Proving golf really knows how to sell itself, its discourse this week has largely centred on two complex and tiresome administrative skirmishes: the ball rollback and a purported tier system for the PGA Tour. To briefly explain the rollback debate to the blissfully uninitiated: since 1996, average driving distances have increased by close to 40 yards. This changes what the sport is, its rhythms and obstacles, makes it staler and more homogeneous. Simply making courses longer requires more water and space, and, frankly, golf courses take up enough of the Earth as it is. The USGA, which controls the US Open and the rules of golf alongside the R&A, has spent a decade constructing its argument that balls should be engineered only to travel a certain distance. Its chief executive announced on Wednesday these changes will not be implemented until at least 2030, a concession from the initially planned 2028. The anti-rollback lobby – a real thing, including Donald Trump and many pros, but not Rory McIlroy, Tiger Woods or Jack Nicklaus – argue that the rollback will kill equipment manufacturers, because no 14-handicapper wants to buy balls or drivers that will cost them distance. At least this is ultimately about making the elite game more interesting and engaging, addressing a problem which has been festering for two decades.

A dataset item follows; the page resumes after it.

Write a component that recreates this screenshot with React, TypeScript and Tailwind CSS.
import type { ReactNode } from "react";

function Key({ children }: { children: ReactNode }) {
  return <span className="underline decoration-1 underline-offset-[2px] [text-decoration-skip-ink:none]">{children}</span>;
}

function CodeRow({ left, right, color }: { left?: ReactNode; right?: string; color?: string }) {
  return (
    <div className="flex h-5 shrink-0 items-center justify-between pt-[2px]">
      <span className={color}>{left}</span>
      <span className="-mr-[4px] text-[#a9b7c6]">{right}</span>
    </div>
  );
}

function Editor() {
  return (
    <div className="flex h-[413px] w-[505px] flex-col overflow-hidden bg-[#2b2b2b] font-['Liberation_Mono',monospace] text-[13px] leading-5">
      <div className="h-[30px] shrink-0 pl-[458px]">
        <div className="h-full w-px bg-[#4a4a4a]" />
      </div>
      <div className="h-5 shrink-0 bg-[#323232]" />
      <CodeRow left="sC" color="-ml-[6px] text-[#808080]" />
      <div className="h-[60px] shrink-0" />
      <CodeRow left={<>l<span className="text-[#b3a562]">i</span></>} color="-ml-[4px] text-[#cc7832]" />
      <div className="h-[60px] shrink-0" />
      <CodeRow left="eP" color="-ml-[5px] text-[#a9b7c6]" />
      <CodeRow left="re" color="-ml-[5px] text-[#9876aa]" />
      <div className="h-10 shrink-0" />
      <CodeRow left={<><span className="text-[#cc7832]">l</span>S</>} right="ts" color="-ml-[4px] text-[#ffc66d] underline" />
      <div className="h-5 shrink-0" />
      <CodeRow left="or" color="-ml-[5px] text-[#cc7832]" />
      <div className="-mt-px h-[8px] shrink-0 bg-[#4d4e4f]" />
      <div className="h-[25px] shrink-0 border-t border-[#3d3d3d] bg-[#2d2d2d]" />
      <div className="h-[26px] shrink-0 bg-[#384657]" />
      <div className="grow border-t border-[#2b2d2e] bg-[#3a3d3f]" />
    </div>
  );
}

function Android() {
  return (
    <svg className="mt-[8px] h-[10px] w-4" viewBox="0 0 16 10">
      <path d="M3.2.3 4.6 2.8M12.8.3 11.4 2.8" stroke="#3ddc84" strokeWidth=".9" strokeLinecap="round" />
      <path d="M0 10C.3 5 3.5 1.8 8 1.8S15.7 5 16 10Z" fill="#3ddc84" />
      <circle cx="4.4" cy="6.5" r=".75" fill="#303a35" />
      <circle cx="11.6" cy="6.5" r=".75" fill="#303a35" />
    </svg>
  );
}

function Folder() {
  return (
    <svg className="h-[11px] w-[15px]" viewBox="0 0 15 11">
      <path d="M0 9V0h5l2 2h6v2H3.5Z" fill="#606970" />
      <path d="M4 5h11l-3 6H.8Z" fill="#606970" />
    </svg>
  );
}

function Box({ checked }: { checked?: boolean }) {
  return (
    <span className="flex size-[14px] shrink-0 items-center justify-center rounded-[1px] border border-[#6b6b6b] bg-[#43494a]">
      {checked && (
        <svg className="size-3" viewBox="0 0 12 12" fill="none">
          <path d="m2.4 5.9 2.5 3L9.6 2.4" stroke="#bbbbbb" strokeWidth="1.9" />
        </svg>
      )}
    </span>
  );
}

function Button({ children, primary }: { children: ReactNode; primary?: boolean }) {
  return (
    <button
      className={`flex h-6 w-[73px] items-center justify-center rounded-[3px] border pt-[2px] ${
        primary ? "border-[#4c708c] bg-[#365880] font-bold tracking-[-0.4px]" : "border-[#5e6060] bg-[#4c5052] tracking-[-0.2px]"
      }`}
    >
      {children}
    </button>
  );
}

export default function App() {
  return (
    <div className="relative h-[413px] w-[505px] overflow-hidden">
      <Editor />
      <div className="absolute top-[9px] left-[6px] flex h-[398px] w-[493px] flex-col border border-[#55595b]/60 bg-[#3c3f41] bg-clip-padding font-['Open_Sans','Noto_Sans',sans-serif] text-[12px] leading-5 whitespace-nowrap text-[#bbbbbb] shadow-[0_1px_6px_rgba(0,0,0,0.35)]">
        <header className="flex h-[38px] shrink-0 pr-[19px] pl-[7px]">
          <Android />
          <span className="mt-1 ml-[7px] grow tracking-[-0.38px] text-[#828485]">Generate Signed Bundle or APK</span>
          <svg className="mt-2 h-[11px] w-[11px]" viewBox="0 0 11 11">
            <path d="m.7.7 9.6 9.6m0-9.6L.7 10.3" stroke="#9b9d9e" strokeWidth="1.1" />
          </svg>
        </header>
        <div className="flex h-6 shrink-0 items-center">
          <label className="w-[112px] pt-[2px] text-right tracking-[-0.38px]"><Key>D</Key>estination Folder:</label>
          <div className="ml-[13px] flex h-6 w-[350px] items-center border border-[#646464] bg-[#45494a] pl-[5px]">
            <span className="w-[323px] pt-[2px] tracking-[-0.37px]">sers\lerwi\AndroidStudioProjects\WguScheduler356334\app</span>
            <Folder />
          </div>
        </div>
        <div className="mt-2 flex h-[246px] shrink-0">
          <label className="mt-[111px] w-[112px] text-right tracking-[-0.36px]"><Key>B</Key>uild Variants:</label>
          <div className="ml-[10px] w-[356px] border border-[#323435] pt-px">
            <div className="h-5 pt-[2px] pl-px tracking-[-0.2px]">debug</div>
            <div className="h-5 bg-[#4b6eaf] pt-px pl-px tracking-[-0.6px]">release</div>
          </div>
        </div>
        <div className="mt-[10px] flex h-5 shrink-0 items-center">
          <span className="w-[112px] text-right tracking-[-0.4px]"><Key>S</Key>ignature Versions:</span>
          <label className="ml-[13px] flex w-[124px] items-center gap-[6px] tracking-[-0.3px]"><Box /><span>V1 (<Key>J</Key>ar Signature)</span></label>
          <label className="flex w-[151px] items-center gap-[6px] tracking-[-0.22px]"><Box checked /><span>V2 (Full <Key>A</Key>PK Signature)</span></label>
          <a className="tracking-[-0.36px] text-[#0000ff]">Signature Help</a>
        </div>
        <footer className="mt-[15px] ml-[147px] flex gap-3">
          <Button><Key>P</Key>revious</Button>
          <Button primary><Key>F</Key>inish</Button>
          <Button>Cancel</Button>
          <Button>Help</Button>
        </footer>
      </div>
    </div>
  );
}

The same cannot be said about the PGA Tour’s reported plan to announce a new two-tier structure, splitting the Tour into Track 1 and 2, the first featuring the best 120 players in 20 or so events, including the majors, with most tournaments featuring prize purses of $20m. But as McIlroy pointed out this week, splitting the Tour is largely a response to LIV Golf triggering a prize-money arms race, the same LIV Golf last seen asking every dictator with $5bn to waste to fund them even through to the end of next season. And so, in a week where football and basketball have torn chunks from golf’s viewership, it has passed the time by eating itself.